◆ Collected material
--*--

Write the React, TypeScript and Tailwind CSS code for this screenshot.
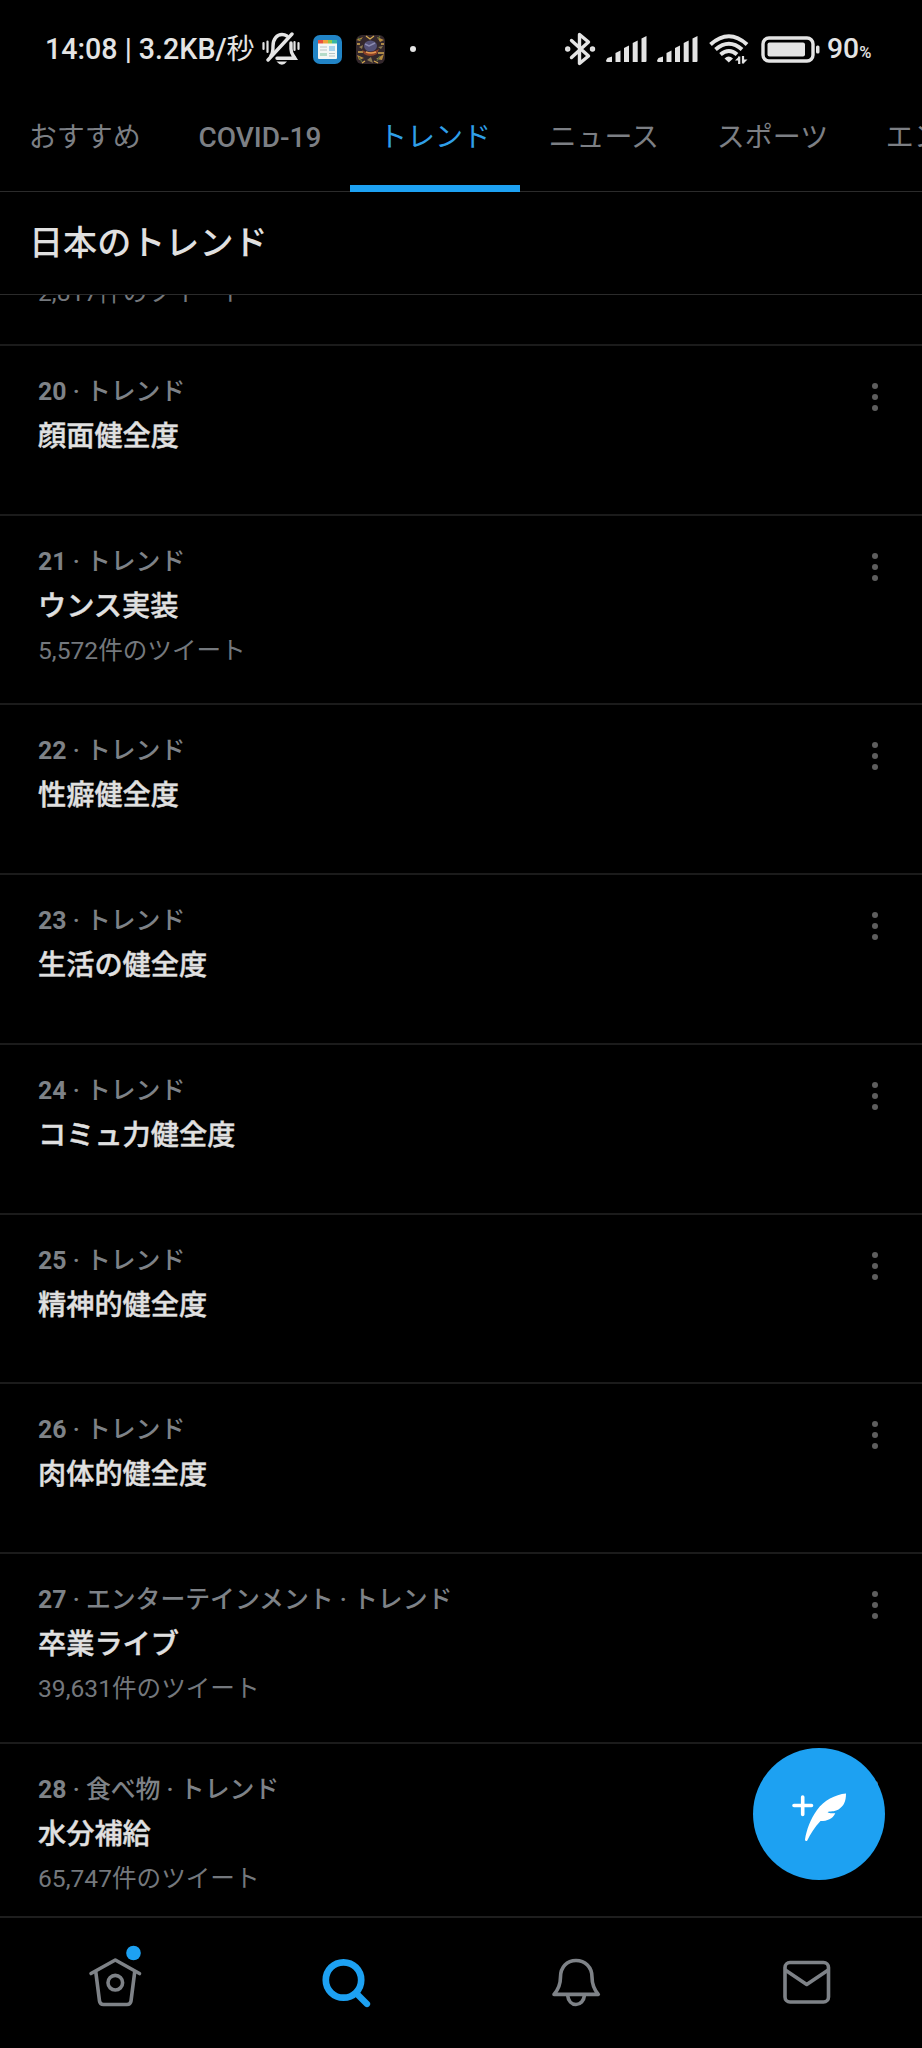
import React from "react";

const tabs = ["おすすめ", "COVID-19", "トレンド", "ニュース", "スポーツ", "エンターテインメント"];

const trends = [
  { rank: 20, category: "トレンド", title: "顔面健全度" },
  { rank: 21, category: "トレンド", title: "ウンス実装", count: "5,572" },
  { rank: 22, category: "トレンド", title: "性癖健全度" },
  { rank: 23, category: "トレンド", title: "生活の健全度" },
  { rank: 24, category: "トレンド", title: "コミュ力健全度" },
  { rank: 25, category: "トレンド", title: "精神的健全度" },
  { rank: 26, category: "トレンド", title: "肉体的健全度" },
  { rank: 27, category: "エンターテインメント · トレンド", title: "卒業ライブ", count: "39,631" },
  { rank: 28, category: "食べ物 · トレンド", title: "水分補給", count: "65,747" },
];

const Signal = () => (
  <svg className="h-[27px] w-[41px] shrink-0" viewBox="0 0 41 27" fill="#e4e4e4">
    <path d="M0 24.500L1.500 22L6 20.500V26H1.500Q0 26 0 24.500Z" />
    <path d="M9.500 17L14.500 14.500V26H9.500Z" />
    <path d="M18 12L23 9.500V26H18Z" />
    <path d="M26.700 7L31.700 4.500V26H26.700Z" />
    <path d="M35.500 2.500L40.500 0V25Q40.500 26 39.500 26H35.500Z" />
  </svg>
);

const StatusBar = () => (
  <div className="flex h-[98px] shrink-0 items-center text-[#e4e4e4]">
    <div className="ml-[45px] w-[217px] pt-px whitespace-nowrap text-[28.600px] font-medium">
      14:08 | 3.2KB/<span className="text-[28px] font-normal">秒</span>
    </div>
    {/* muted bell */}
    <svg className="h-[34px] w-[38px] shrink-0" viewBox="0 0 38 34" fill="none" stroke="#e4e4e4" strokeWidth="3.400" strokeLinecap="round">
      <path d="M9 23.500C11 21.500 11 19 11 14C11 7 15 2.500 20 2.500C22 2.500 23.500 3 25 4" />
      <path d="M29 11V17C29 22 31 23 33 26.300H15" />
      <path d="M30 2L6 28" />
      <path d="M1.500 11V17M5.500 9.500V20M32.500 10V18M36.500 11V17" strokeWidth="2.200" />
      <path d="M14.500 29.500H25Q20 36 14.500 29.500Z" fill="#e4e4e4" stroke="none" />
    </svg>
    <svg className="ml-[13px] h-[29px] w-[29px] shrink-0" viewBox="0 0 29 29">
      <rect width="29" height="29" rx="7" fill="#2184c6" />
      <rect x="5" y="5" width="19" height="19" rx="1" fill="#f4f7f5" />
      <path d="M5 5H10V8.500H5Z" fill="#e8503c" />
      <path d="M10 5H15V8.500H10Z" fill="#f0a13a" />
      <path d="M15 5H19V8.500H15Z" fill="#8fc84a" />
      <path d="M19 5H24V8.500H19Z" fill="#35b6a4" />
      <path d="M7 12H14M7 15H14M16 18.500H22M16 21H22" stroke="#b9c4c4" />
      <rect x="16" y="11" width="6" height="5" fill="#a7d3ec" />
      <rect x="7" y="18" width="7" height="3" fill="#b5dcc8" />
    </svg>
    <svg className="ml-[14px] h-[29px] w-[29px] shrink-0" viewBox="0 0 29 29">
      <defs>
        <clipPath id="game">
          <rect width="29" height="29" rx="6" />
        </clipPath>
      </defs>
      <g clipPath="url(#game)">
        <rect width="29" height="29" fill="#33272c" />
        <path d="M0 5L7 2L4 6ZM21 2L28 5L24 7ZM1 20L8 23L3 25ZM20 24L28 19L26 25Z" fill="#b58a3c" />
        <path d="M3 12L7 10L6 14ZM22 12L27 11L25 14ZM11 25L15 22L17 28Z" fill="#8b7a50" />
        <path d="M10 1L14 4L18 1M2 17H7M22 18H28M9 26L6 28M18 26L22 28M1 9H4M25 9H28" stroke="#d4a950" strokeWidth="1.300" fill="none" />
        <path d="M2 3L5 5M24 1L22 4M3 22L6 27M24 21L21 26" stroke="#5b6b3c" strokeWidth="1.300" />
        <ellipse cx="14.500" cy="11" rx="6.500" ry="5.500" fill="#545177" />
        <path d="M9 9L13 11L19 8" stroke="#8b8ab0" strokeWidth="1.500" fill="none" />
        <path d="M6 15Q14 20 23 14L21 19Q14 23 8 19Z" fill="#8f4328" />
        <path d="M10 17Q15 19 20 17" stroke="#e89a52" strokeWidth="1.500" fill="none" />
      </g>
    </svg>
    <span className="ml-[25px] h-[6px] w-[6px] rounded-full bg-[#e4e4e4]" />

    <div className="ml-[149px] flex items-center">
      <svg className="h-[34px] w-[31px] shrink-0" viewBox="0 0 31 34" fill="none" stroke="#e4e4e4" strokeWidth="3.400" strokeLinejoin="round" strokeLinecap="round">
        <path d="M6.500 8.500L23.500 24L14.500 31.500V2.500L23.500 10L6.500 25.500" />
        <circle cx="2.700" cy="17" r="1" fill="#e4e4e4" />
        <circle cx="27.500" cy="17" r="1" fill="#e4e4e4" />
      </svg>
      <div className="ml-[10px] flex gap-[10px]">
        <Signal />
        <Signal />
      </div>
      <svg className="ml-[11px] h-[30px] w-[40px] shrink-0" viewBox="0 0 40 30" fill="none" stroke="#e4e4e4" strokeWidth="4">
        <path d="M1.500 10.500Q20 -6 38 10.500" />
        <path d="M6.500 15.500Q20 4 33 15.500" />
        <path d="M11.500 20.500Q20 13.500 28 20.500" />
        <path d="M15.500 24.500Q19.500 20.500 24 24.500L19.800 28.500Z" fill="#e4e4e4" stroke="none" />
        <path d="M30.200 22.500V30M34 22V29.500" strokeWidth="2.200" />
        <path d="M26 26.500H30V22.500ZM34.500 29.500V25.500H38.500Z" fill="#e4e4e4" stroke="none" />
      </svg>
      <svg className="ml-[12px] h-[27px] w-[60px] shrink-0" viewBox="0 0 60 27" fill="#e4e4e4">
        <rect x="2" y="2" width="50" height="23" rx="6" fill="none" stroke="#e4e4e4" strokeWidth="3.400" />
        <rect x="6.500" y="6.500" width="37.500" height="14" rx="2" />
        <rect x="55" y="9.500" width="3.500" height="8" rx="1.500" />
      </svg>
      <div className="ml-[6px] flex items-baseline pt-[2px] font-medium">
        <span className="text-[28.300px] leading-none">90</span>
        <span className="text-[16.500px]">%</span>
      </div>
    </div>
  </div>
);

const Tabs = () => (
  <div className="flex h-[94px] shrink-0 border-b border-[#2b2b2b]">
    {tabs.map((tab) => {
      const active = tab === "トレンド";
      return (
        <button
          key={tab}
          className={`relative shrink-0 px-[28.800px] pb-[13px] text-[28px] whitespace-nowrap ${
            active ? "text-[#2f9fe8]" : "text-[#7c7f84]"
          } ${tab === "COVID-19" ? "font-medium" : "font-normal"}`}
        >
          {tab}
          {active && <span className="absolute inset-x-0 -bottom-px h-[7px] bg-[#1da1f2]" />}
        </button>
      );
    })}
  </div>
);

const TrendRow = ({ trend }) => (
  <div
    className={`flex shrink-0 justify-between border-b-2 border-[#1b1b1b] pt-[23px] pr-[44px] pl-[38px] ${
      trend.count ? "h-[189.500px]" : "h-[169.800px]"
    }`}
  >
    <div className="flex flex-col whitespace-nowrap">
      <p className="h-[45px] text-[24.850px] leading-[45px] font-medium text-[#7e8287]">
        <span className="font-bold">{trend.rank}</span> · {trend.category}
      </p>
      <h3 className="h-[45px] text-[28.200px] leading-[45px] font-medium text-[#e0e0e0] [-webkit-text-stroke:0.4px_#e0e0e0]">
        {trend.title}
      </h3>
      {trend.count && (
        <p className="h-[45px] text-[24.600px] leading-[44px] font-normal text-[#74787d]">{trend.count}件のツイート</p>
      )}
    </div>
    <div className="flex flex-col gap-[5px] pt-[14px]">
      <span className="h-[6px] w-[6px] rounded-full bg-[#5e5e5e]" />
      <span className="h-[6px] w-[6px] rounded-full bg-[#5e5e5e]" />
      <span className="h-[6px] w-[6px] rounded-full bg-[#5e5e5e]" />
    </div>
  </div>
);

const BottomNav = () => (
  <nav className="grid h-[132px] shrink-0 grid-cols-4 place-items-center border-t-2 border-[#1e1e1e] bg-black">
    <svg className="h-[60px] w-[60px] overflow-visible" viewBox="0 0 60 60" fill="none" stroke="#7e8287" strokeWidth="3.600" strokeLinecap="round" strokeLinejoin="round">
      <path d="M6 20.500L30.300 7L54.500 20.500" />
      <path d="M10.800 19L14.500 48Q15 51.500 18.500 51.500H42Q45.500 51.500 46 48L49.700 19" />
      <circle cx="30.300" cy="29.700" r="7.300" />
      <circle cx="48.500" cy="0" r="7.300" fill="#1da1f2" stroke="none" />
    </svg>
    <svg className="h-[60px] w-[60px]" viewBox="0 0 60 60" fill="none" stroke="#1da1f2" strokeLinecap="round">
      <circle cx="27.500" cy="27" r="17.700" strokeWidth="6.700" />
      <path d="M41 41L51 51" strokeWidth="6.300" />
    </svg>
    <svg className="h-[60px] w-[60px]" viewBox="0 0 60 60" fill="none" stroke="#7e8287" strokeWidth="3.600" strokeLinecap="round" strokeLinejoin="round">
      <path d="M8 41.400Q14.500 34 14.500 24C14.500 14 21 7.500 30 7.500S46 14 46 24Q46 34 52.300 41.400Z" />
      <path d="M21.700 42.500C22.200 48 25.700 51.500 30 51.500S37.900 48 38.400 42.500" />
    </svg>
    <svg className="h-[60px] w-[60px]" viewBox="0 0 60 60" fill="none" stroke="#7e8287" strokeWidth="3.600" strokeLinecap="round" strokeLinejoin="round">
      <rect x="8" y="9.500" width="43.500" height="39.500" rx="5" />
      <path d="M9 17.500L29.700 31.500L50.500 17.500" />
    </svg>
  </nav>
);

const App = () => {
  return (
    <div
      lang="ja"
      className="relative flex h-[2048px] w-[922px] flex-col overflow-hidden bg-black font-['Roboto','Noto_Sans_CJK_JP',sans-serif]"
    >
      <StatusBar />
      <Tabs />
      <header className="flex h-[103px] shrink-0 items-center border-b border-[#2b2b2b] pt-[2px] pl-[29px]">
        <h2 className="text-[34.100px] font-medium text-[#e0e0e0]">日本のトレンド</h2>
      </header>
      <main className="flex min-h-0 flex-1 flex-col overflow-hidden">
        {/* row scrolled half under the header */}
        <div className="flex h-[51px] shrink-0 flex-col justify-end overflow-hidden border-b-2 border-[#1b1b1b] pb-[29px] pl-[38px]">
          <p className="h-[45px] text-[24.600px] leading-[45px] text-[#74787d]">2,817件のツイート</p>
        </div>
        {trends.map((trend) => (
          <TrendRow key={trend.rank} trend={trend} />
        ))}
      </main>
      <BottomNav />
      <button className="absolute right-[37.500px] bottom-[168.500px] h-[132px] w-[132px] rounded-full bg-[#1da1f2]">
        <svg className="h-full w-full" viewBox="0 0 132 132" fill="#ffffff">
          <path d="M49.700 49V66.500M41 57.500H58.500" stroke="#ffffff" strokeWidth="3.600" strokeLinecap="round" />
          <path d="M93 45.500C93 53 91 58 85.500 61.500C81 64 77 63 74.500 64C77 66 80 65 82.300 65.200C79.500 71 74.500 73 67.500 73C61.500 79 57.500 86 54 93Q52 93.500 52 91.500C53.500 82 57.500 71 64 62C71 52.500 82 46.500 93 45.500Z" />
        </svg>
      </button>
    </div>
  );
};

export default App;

--*--

From the listing, copy every line where the string "React" appears.

◆ Result of this exercise
Write the React, TypeScript and Tailwind CSS code for this screenshot.
import React from "react";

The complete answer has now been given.